Hunting gave birth to my love of the woods, my admiration of nature, my appreciation of wildlife, and, in many ways, my photography. I carried my grandfather's rifles every season, but during that week, knowing I was not going to kill a deer, I began to carry my camera too. There, hunting in the woods of Maine with my Dad and Uncle, the foundation of my photography took hold. Over the years, with my back against many different trees in the woods of Maine, I spent more time thinking about nature and photography which, thankfully, fed my growing hunger for knowledge and skill in both. Today, I owe a lot to the principles and comfort of hunting camp.
My Dad and Uncle hunted in Maine together for over 50 years and neither ever shot a deer. I hunted with my Dad for over 30 years and, I too, never shot a deer. We saw many deer over the years, as well as many other animals, and each of us would always talk with false bravado that this was the year one of us would get that one big buck. It never happened. However, much more importantly, I shared over 30 hunting camp seasons with my Dad. It was always magical to me. I was never closer to him than I was for each of those weeks every November. He was my Dad, but hunting camp gave us something more - for a week we were friends. It took a few years, but soon I was no longer bewildered about not shooting a deer and instead looked forward to the things my Dad and Uncle pointed out that first morning in Dixmont that made hunting camp so special.

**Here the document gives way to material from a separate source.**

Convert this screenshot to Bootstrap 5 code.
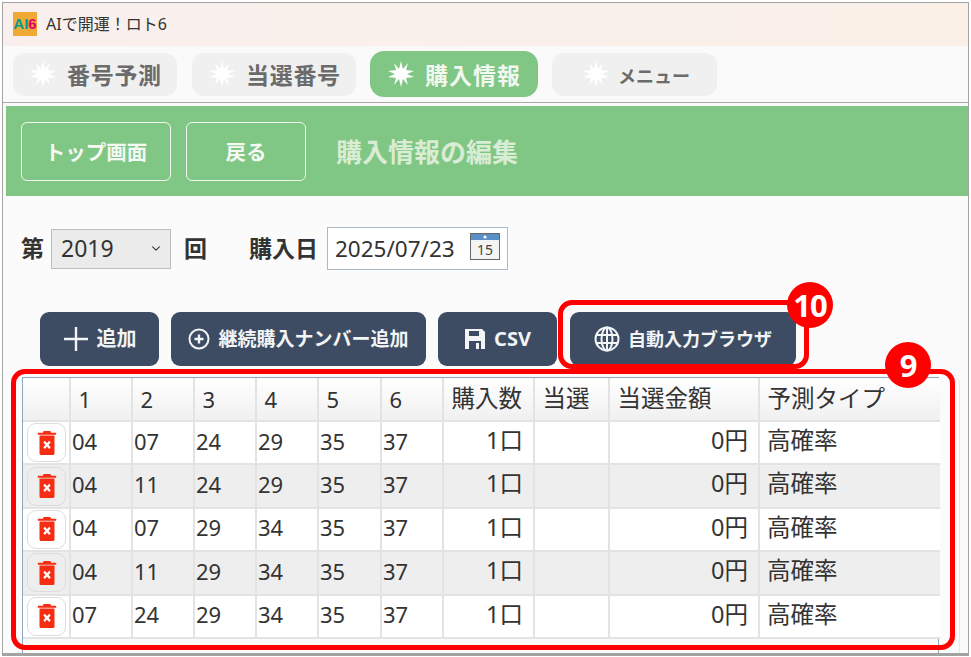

This morning I set out for Solon and The Cabin. My son, 16 years old, will be with me. Along the way we will stop and pick up my Dad who is now 88. It will be my son's first hunting camp ever. He will carry no rifle. I will carry no rifle. My Dad will carry no rifle. But, together we will do all of the things that make hunting camp truly special. Later this afternoon my son and I will walk the woods carrying our cameras. There, in the woods of Maine, I will begin to teach him the value of nature and hunting camp. Over dinner my Dad will share stories with my son, ones that I have heard a thousand times, to grow their bond as he once did with me. This will be one of the best days of my life.
Yes, there is much, much more to hunting camp.